A good location for an access point is the ceiling so that the antennas point downwards.
How many devices are in your WiFi network?
The more devices that are registered within your WiFi network, the lower the available bandwidth per device. If possible, you can connect stationary devices directly to the access point or router using a network cable. Otherwise it is possible to set up a new WiFi via a second access point. This WiFi should then explicitly used only for video streaming.
Interfering with other non-WiFi devices
Depending on the WiFi technology used, other devices may transmit on the same frequency.
If your network uses 802.11b, 802.11g, 802.11n, or 802.11ax at 2.4 GHz, interference is very likely. In many cases, this is noticeable when the WiFi connection is only slow for a short time:
- Another device briefly interferes with transmission or reception.
- The signal quality of your WiFi connection will deteriorate in the short term.
- As a result, the download stops or pauses briefly. It then looks to you as if the WiFi connection is slow.
To reproduce this issue, you can use the ping command to check if the connection becomes disrupted.
On Windows, press Win+R and type cmd.exe.
In the opening command line console, type ping -t google.com. As soon as you receive the message Request timed out your underlying WiFi connection is most likely unavailable:
Bluetooth (2.4 GHz)
Bluetooth also sends and receives on 2.4 GHz. By specification, Bluetooth devices should be intelligent enough to detect if there is any traffic on the used channel and switch to another channel.
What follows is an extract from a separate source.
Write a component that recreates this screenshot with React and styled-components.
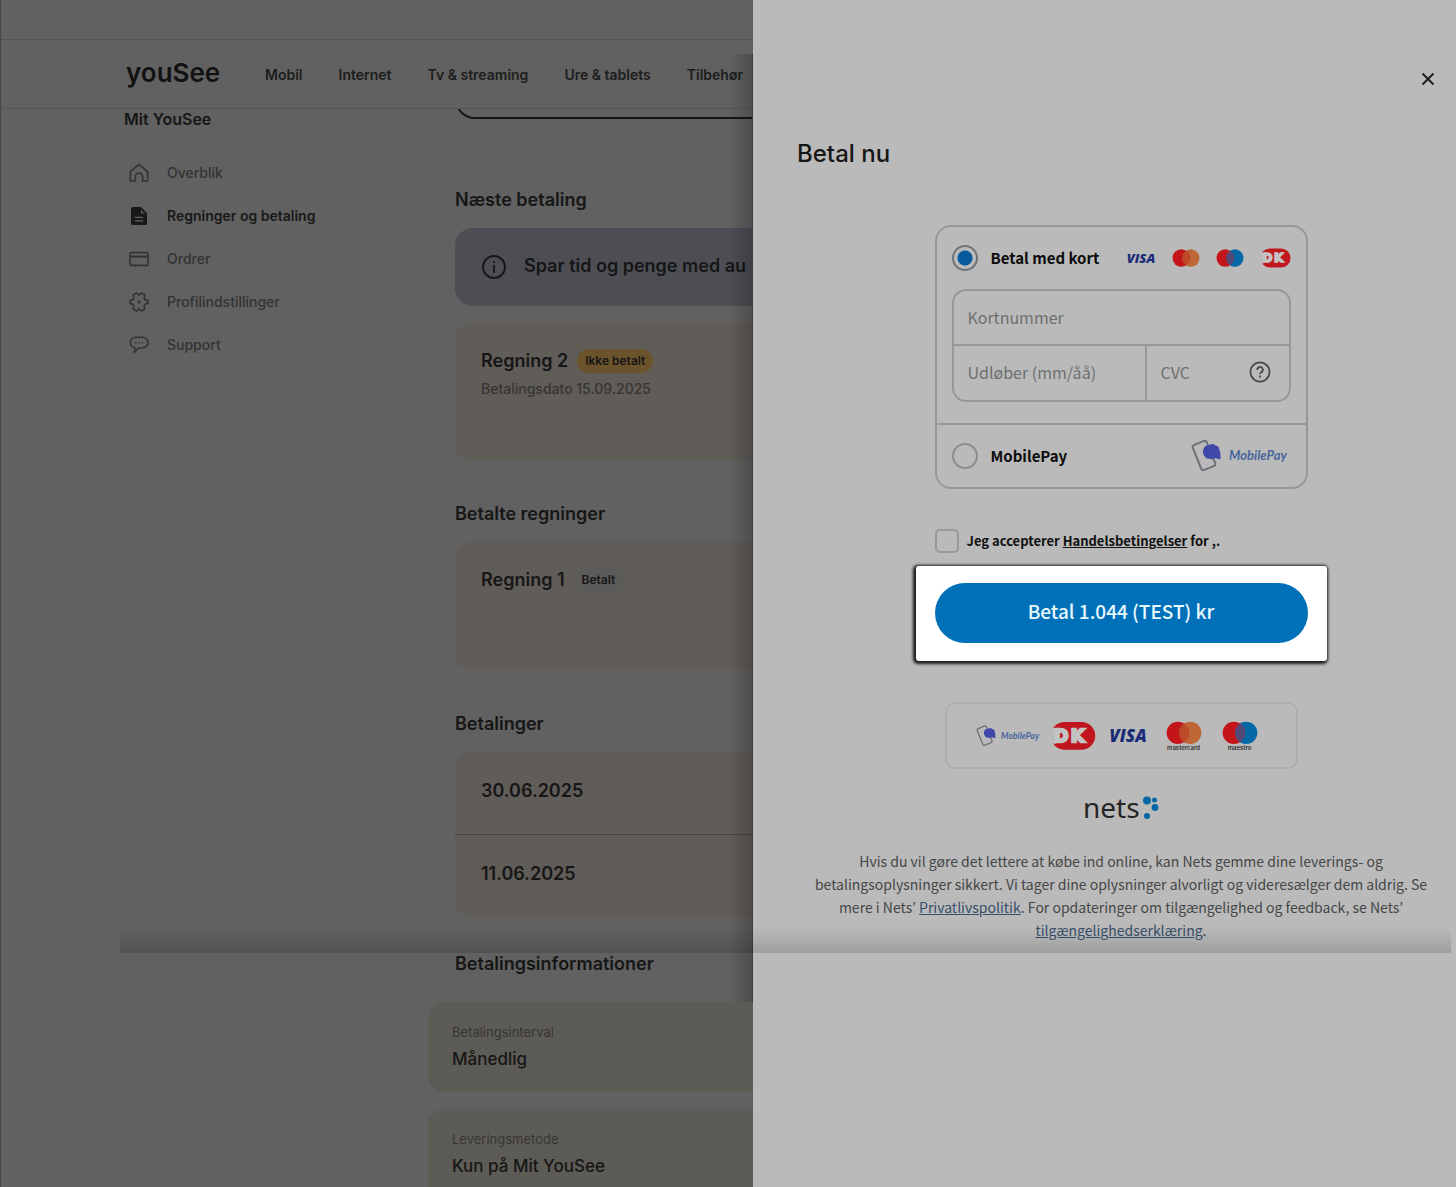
import React, { useState } from "react";
import styled, { createGlobalStyle, css } from "styled-components";

const GlobalStyle = createGlobalStyle`
  * {
    box-sizing: border-box;
  }
  body {
    margin: 0;
    background: #616161;
    color: #161616;
    font-family: Inter, "Liberation Sans", sans-serif;
  }
  h1, h2, h3, p, ul {
    margin: 0;
    padding: 0;
  }
  button, input {
    font-family: inherit;
  }
`;

const payFont = `"Noto Sans CJK KR", "Noto Sans", sans-serif`;

const Page = styled.div`
  position: relative;
  display: grid;
  grid-template-columns: minmax(0, 1fr) 703px;
  min-height: 100vh;
`;

const Site = styled.div`
  position: relative;
  display: flex;
  flex-direction: column;
  overflow: hidden;
  background: #616161;
  border-left: 1px solid #484848;
  border-bottom: 1px solid #2b2b2b;
`;

const TopBar = styled.div`
  height: 40px;
  border-bottom: 1px solid #555;
`;

const Header = styled.header`
  display: flex;
  align-items: center;
  height: 69px;
  padding-left: 125px;
  border-bottom: 1px solid #565656;
`;

const Logo = styled.a`
  width: 139px;
  flex: none;
  padding-bottom: 2px;
  font-size: 26px;
  line-height: 32px;
  font-weight: 600;
  color: #121212;
  text-decoration: none;
`;

const Nav = styled.nav`
  display: flex;
  gap: 36px;
  padding-top: 2px;

  a {
    color: #1d1d1d;
    font-size: 14px;
    line-height: 20px;
    font-weight: 600;
    text-decoration: none;
    white-space: nowrap;
  }
`;

const Body = styled.div`
  flex: 1;
  display: grid;
  grid-template-columns: 308px minmax(0, 1fr);
  padding-left: 119px;
`;

const Sidebar = styled.aside`
  padding-left: 4px;

  h2 {
    margin-bottom: 22px;
    font-size: 16px;
    line-height: 20px;
    font-weight: 600;
  }

  ul {
    list-style: none;
  }
`;

const SideLink = styled.a`
  display: flex;
  align-items: center;
  gap: 18px;
  height: 43px;
  padding-left: 5px;
  font-size: 14px;
  line-height: 20px;
  font-weight: ${(p) => (p.$active ? 600 : 500)};
  color: ${(p) => (p.$active ? "#181818" : "#333")};
  text-decoration: none;
`;

const Content = styled.main`
  display: flex;
  flex-direction: column;
`;

const Billing = styled.div`
  padding-left: 27px;
`;

const BoxClip = styled.div`
  display: flex;
  align-items: flex-end;
  height: 10px;
  margin-bottom: 69px;
  overflow: hidden;
`;

const OutlinedBox = styled.div`
  flex: 1;
  height: 40px;
  border: 2px solid #161616;
  border-right: 0;
  border-radius: 20px 0 0 20px;
`;

const SectionTitle = styled.h2`
  margin-bottom: 16px;
  font-size: 18px;
  line-height: 24px;
  font-weight: 600;
  white-space: nowrap;
`;

const Banner = styled.div`
  display: flex;
  align-items: center;
  gap: 17px;
  height: 78px;
  margin-bottom: 17px;
  padding: 0 0 2px 26px;
  border-radius: 18px 0 0 18px;
  background: #4d4e54;
  font-size: 18px;
  line-height: 24px;
  font-weight: 600;
  white-space: nowrap;

  svg {
    flex: none;
  }
`;

const BillCard = styled.article`
  height: ${(p) => p.$height}px;
  margin-bottom: 42px;
  padding: 26px;
  border-radius: 16px 0 0 16px;
  background: #605c58;

  h3 {
    display: flex;
    align-items: center;
    gap: 9px;
    font-size: 18px;
    line-height: 24px;
    font-weight: 600;
  }

  p {
    margin-top: 6px;
    font-size: 14px;
    line-height: 20px;
    font-weight: 500;
    color: #363432;
  }
`;

const Badge = styled.span`
  padding: 0 8px;
  border-radius: 12px;
  background: ${(p) => (p.$unpaid ? "#6b532c" : "#5b5b59")};
  font-size: 12px;
  line-height: 24px;
  font-weight: 600;
`;

const Payments = styled.ul`
  margin-bottom: 35px;
  border-radius: 16px 0 0 16px;
  background: #605c58;
  list-style: none;

  li {
    padding: 27px 26px 31px;
    font-size: 18px;
    line-height: 24px;
    font-weight: 600;
  }

  li + li {
    border-top: 1px solid #474645;
  }
`;

const InfoCard = styled.section`
  padding: 20px 24px;
  border-radius: 16px 0 0 16px;
  background: #5d5b55;

  p {
    font-size: 13px;
    line-height: 20px;
    color: #373634;
  }

  h3 {
    margin-top: 4px;
    font-size: 17px;
    line-height: 26px;
    font-weight: 500;
  }

  & + & {
    flex: 1;
    margin-top: 17px;
    border-radius: 16px 0 0 0;
  }
`;

const InfoTitle = styled(SectionTitle)`
  margin: 0 0 26px 27px;
`;

const DrawerShade = styled.div`
  position: absolute;
  top: 54px;
  right: 0;
  width: 24px;
  height: 948px;
  border-right: 1px solid #3c3c40;
  background: linear-gradient(to right, transparent, rgba(0, 0, 0, 0.2));
`;

const BottomShade = styled.div`
  position: absolute;
  top: 927px;
  left: 120px;
  right: 5px;
  height: 26px;
  background: linear-gradient(to bottom, transparent, rgba(0, 0, 0, 0.15));
  pointer-events: none;
`;

const Drawer = styled.aside`
  padding: 69px 11px 0 44px;
  background: #bababa;
`;

const CloseButton = styled.button`
  display: block;
  margin: 0 7px 0 auto;
  padding: 0;
  border: 0;
  background: none;
  color: #1c1c1c;
  line-height: 0;
`;

const DrawerTitle = styled.h1`
  margin: 49px 0 55px;
  font-size: 24px;
  line-height: 32px;
  font-weight: 500;
`;

const PayForm = styled.form`
  display: flex;
  flex-direction: column;
  align-items: center;
  font-family: ${payFont};
`;

const Methods = styled.div`
  width: 373px;
  border: 2px solid #969998;
  border-radius: 16px;
`;

const Method = styled.div`
  display: flex;
  align-items: center;
  height: 62px;
  padding: 0 15px;

  label {
    flex: 1;
    margin-left: 13px;
    font-size: 15px;
    line-height: 24px;
    font-weight: 700;
    color: #0c0c0c;
    white-space: nowrap;
  }
`;

const Radio = styled.input`
  appearance: none;
  flex: none;
  width: 26px;
  height: 26px;
  margin: 0;
  border: 2px solid #8b8e8d;
  border-radius: 50%;

  &:checked {
    border-color: #6e7478;
    background: radial-gradient(circle, #075a9c 7px, transparent 8px);
  }
`;

const CardLogos = styled.div`
  display: flex;
  align-items: center;
  gap: 16px;
`;

const Fields = styled.div`
  display: grid;
  grid-template-columns: minmax(0, 193px) minmax(0, 1fr);
  margin: 0 15px 21px;
  border: 2px solid #969998;
  border-radius: 14px;
`;

const fieldLine = css`
  border: 0 solid #969998;
`;

const Field = styled.div`
  ${fieldLine}
  display: flex;
  align-items: center;
  height: 54px;
  padding-left: 14px;
  ${(p) => p.$wide && "grid-column: 1 / -1; height: 55px; border-bottom-width: 2px;"}
  ${(p) => p.$divided && "border-right-width: 2px;"}

  input {
    flex: 1;
    min-width: 0;
    padding: 0 0 2px;
    border: 0;
    outline: 0;
    background: none;
    font-size: 16px;
    line-height: 24px;
  }

  input::placeholder {
    color: #6d706f;
    opacity: 1;
  }
`;

const HelpButton = styled.button`
  margin-right: 17px;
  padding: 0 0 2px;
  border: 0;
  background: none;
  line-height: 0;
`;

const MobilePayRow = styled.div`
  border-top: 2px solid #969998;
`;

const Terms = styled.div`
  display: flex;
  align-items: center;
  gap: 8px;
  width: 373px;
  margin: 40px 0 13px;
  font-size: 13px;
  line-height: 24px;
  font-weight: 700;
  color: #111;

  input {
    appearance: none;
    width: 24px;
    height: 24px;
    margin: 0;
    border: 2px solid #989a99;
    border-radius: 5px;
  }

  input:checked {
    background: #075a9c;
  }

  a {
    color: inherit;
  }
`;

const Highlight = styled.div`
  padding: 17px 19px 18px;
  border-radius: 3px;
  background: #fff;
  box-shadow: -1px 1px 3px 2px #1c1c1c;
`;

const PayButton = styled.button`
  display: block;
  width: 373px;
  height: 60px;
  padding: 0 0 4px;
  border: 0;
  border-radius: 30px;
  background: #0071b9;
  color: #e8f8ff;
  font-size: 19px;
  line-height: 28px;
  font-weight: 500;
`;

const Accepted = styled.div`
  display: flex;
  align-items: center;
  gap: 8px;
  width: 353px;
  height: 67px;
  margin: 41px 0 19px;
  padding-left: 29px;
  border: 2px solid #adafae;
  border-radius: 10px;
`;

const Legal = styled.p`
  max-width: 624px;
  margin-top: 20px;
  font-size: 14px;
  line-height: 23px;
  text-align: center;
  color: #454746;

  a {
    color: #37506b;
  }
`;

const HomeIcon = () => (
  <svg width="20" height="20" viewBox="0 0 20 20" fill="none" stroke="currentColor" strokeWidth="1.6" strokeLinejoin="round">
    <path d="M1.4 18V8.6L10 1.4l8.6 7.2V18h-5v-4.4a3.6 3.6 0 0 0-7.2 0V18z" />
  </svg>
);

const BillIcon = () => (
  <svg width="20" height="20" viewBox="0 0 20 20">
    <path d="M3.5 1H12l6 6v10.5q0 1.5-1.5 1.5h-13Q2 19 2 17.5v-15Q2 1 3.5 1z" fill="#181818" />
    <path d="M12.6 4v3h3M6 11.4h8M6 14.8h8" fill="none" stroke="#616161" strokeWidth="1.2" />
  </svg>
);

const CardIcon = () => (
  <svg width="20" height="20" viewBox="0 0 20 20" fill="none" stroke="currentColor" strokeWidth="1.6">
    <rect x="1" y="3.6" width="18" height="12.8" rx="1.4" />
    <path d="M1 7.6h18" strokeWidth="2" />
  </svg>
);

const GearIcon = () => (
  <svg width="20" height="20" viewBox="0 0 20 20" fill="none" stroke="currentColor" strokeWidth="1.6" strokeLinejoin="round">
    <path d="M10 3.1 12.2 1l3.6 2-.7 3.1 1.1 1.8L19 8.6v2.8l-2.8.7-1.1 1.8.7 3.1-3.6 2-2.2-2.1L7.8 19l-3.6-2 .7-3.1-1.1-1.8-2.8-.7V8.6l2.8-.7 1.1-1.8L4.2 3l3.6-2z" />
    <circle cx="10" cy="10" r="1.4" fill="currentColor" stroke="none" />
  </svg>
);

const ChatIcon = () => (
  <svg width="20" height="20" viewBox="0 0 20 20" fill="none" stroke="currentColor" strokeWidth="1.6" strokeLinejoin="round">
    <path d="M7 2.2h6a6 5.3 0 0 1 0 10.8H9.5l-4.3 4.6.6-4.7A5.5 5.4 0 0 1 7 2.2z" />
    <path d="M6 7.8h1.4M9.3 7.8h1.4M12.6 7.8H14" />
  </svg>
);

const InfoIcon = () => (
  <svg width="26" height="26" viewBox="0 0 26 26" fill="none" stroke="#181818" strokeWidth="2">
    <circle cx="13" cy="14" r="11" />
    <path d="M13 12v8M13 8v2" strokeWidth="1.8" />
  </svg>
);

const CloseIcon = () => (
  <svg width="20" height="20" viewBox="0 0 20 20" stroke="currentColor" strokeWidth="1.8">
    <path d="m4.5 4.5 11 11M15.5 4.5l-11 11" />
  </svg>
);

const HelpIcon = () => (
  <svg width="24" height="24" viewBox="0 0 24 24" fill="none" stroke="#44484a" strokeWidth="1.8">
    <circle cx="12" cy="12" r="9.6" />
    <path d="M9.2 9.9a2.8 2.8 0 1 1 4.2 2.3c-.9.6-1.4.9-1.4 1.9" />
    <path d="M12 15.6v2" />
  </svg>
);

const VisaLogo = ({ width = 30, size = 13 }) => (
  <svg width={width} height="30" role="img" aria-label="VISA">
    <text
      x={width / 2}
      y={15 + size * 0.36}
      textAnchor="middle"
      fontFamily="Open Sans, sans-serif"
      fontSize={size}
      fontWeight="800"
      fontStyle="italic"
      fill="#1a2c78"
    >
      VISA
    </text>
  </svg>
);

const CirclesLogo = ({ width = 28, right, overlap, name }) => (
  <svg width={width} height={(width * 20) / 28} viewBox="0 0 28 20" role="img" aria-label={name}>
    <circle cx="18.8" cy="10" r="8.7" fill={right} />
    <circle cx="9.2" cy="10" r="8.7" fill="#c4161a" />
    <path d="M14 2.7a8.7 8.7 0 0 1 0 14.6 8.7 8.7 0 0 1 0-14.6z" fill={overlap} />
  </svg>
);

const Mastercard = (props) => (
  <CirclesLogo name="Mastercard" right="#bf6636" overlap="#bd4a28" {...props} />
);

const Maestro = (props) => (
  <CirclesLogo name="Maestro" right="#0568a6" overlap="#544a78" {...props} />
);

const DankortLogo = ({ width = 31 }) => (
  <svg width={width} height={(width * 20) / 31} viewBox="0 0 31 20" role="img" aria-label="Dankort">
    <rect x="0.5" y="0.6" width="30" height="18.8" rx="9.4" fill="#c1161f" />
    <path d="M0 4.700h4v10.600H0z" fill="#bababa" />
    <g
      fontFamily="DejaVu Sans, sans-serif"
      fontSize="12"
      fontWeight="700"
      fill="#c4c2c2"
      stroke="#c4c2c2"
      strokeWidth="1.6"
    >
      <text x="2.500" y="14.400">D</text>
      <text x="14" y="14.400">K</text>
    </g>
  </svg>
);

const MobilePayLogo = ({ width = 100 }) => (
  <svg width={width} height={(width * 36) / 100} viewBox="0 0 100 36" role="img" aria-label="MobilePay">
    <rect x="5.5" y="4" width="15" height="27" rx="2.5" transform="rotate(-22 13 17.5)" fill="none" stroke="#6c7177" strokeWidth="2" />
    <path d="M13 9.500q2.500-3 6-2.800 3-1.500 5.500.8 3.700.6 3.700 4 2 4 1 10l-5.300-1.400q-2.500 2-5.500.4-3 .8-4.500-2-3.400-3.500-.9-9z" fill="#3f48a8" />
    <text x="38" y="22" fontFamily="Lato, sans-serif" fontSize="13" fontWeight="700" fontStyle="italic" fill="#47659c">
      MobilePay
    </text>
  </svg>
);

const Captioned = styled.span`
  display: flex;
  flex-direction: column;
  align-items: center;
  width: 48px;
  font-family: Inter, sans-serif;
  font-size: 6px;
  line-height: 6px;
  font-weight: 600;
  color: #2f2f2f;
`;

const NetsLogo = () => (
  <svg width="78" height="42" viewBox="0 0 78 42" role="img" aria-label="nets">
    <text x="1" y="30" fontFamily="Noto Sans, sans-serif" fontSize="28" fill="#252525">
      nets
    </text>
    <circle cx="65" cy="12.5" r="4" fill="#0568a6" />
    <circle cx="72.5" cy="12" r="2.5" fill="#0568a6" />
    <circle cx="73" cy="19.5" r="3.4" fill="#0568a6" />
    <circle cx="65" cy="28" r="3" fill="#0568a6" />
  </svg>
);

const navItems = ["Mobil", "Internet", "Tv & streaming", "Ure & tablets", "Tilbehør"];

const sideItems = [
  { label: "Overblik", Icon: HomeIcon },
  { label: "Regninger og betaling", Icon: BillIcon, active: true },
  { label: "Ordrer", Icon: CardIcon },
  { label: "Profilindstillinger", Icon: GearIcon },
  { label: "Support", Icon: ChatIcon },
];

const payments = ["30.06.2025", "11.06.2025"];

export default function App() {
  const [method, setMethod] = useState("card");

  return (
    <>
      <GlobalStyle />
      <Page>
        <Site>
          <TopBar />
          <Header>
            <Logo href="#">youSee</Logo>
            <Nav>
              {navItems.map((item) => (
                <a href="#" key={item}>
                  {item}
                </a>
              ))}
            </Nav>
          </Header>
          <Body>
            <Sidebar>
              <h2>Mit YouSee</h2>
              <ul>
                {sideItems.map(({ label, Icon, active }) => (
                  <li key={label}>
                    <SideLink href="#" $active={active}>
                      <Icon />
                      {label}
                    </SideLink>
                  </li>
                ))}
              </ul>
            </Sidebar>
            <Content>
              <Billing>
                <BoxClip>
                  <OutlinedBox />
                </BoxClip>
                <SectionTitle>Næste betaling</SectionTitle>
                <Banner>
                  <InfoIcon />
                  Spar tid og penge med au
                </Banner>
                <BillCard $height={137}>
                  <h3>
                    Regning 2 <Badge $unpaid>Ikke betalt</Badge>
                  </h3>
                  <p>Betalingsdato 15.09.2025</p>
                </BillCard>
                <SectionTitle>Betalte regninger</SectionTitle>
                <BillCard $height={128}>
                  <h3>
                    Regning 1 <Badge>Betalt</Badge>
                  </h3>
                </BillCard>
                <SectionTitle>Betalinger</SectionTitle>
                <Payments>
                  {payments.map((date) => (
                    <li key={date}>{date}</li>
                  ))}
                </Payments>
              </Billing>
              <InfoTitle>Betalingsinformationer</InfoTitle>
              <InfoCard>
                <p>Betalingsinterval</p>
                <h3>Månedlig</h3>
              </InfoCard>
              <InfoCard>
                <p>Leveringsmetode</p>
                <h3>Kun på Mit YouSee</h3>
              </InfoCard>
            </Content>
          </Body>
          <DrawerShade />
        </Site>

        <Drawer>
          <CloseButton type="button" aria-label="Luk">
            <CloseIcon />
          </CloseButton>
          <DrawerTitle>Betal nu</DrawerTitle>
          <PayForm onSubmit={(e) => e.preventDefault()}>
            <Methods>
              <Method>
                <Radio
                  type="radio"
                  id="card"
                  name="method"
                  checked={method === "card"}
                  onChange={() => setMethod("card")}
                />
                <label htmlFor="card">Betal med kort</label>
                <CardLogos>
                  <VisaLogo />
                  <Mastercard />
                  <Maestro />
                  <DankortLogo />
                </CardLogos>
              </Method>
              <Fields>
                <Field $wide>
                  <input aria-label="Kortnummer" placeholder="Kortnummer" />
                </Field>
                <Field $divided>
                  <input aria-label="Udløber (mm/åå)" placeholder="Udløber (mm/åå)" />
                </Field>
                <Field>
                  <input aria-label="CVC" placeholder="CVC" />
                  <HelpButton type="button" aria-label="Hjælp til CVC">
                    <HelpIcon />
                  </HelpButton>
                </Field>
              </Fields>
              <MobilePayRow>
                <Method>
                  <Radio
                    type="radio"
                    id="mobilepay"
                    name="method"
                    checked={method === "mobilepay"}
                    onChange={() => setMethod("mobilepay")}
                  />
                  <label htmlFor="mobilepay">MobilePay</label>
                  <MobilePayLogo />
                </Method>
              </MobilePayRow>
            </Methods>
            <Terms>
              <input type="checkbox" id="terms" />
              <label htmlFor="terms">
                Jeg accepterer <a href="#">Handelsbetingelser</a> for ,.
              </label>
            </Terms>
            <Highlight>
              <PayButton type="submit">Betal 1.044 (TEST) kr</PayButton>
            </Highlight>
            <Accepted>
              <MobilePayLogo width={66} />
              <DankortLogo width={46} />
              <VisaLogo width={48} size={17} />
              <Captioned>
                <Mastercard width={36} />
                mastercard
              </Captioned>
              <Captioned>
                <Maestro width={36} />
                maestro
              </Captioned>
            </Accepted>
            <NetsLogo />
            <Legal>
              Hvis du vil gøre det lettere at købe ind online, kan Nets gemme dine leverings- og
              betalingsoplysninger sikkert. Vi tager dine oplysninger alvorligt og videresælger dem
              aldrig. Se mere i Nets’ <a href="#">Privatlivspolitik</a>. For opdateringer om
              tilgængelighed og feedback, se Nets’ <a href="#">tilgængelighedserklæring</a>.
            </Legal>
          </PayForm>
        </Drawer>
        <BottomShade />
      </Page>
    </>
  );
}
Nevertheless, if you are using Bluetooth devices, you should definitely check if they are near the access point, PC or notebook. Those devices can be more obvious ones like headsets and cordless phones but also non-obvious ones like remote controls, measuring or medical devices.
Switch these off to test whether the transmission will be faster again.
If you are experiencing issues with Bluetooth you can either change the WiFi channel or change the width of the WiFi channel from 40 MHz to 20 MHz. Please note that this does not work on all WiFi routers.
Besides Bluetooth there are other wireless protocols operating at 2.4 GHz:
- Some car manufacturer are using this frequency for car alarm internal movement sensors.
- The newer ZigBee protocol is also operates at 2.4 GHz, even if their devices can be configured to only use specific upper channels.
- Microwaves also work at this frequency, but should actually be shielded.
Apart from devices working at 2.4 GHz itself, there is something called electromagnetic interference (EMI) or radio-frequency interference (RFI). RFIs can disrupt the WiFi connection which results in re-transmissions and slower downloads. An RFI happens if an electronic device or cable is not shielded and emits the RFI. For WiFi there are numerous stories of events in which a device interfers with WiFi:
- In 2015 an article appeared in which an LED light chain disrupted the WiFi connection. Since the cables have been unshielded and the LEDs emit light, this may generate a stronger, electro-magnetic field.
- Even under high load, graphics cards can emit electromagnetic radiation in the range of 2.4 GHz and disrupt the WiFi connection. The radiation is normally shielded by the PC case. However, if the housing is open, malfunctions can occur.
- Some wireless routers provide USB ports to attach an USB stick or hard disk. Due to USB 3.0 specification a noise is generated in the range of 2.4 GHz to 2.5 GHz range. This leads to interference with the WiFi network itself. The only fix is to either use a quality USB 3.0 cable with a shielding or switch to a 5 GHz WiFi network.
You can check if any interference occurs by re-placing your WiFi router and notebook to another location. If the connection is fine, another source might emit RFI.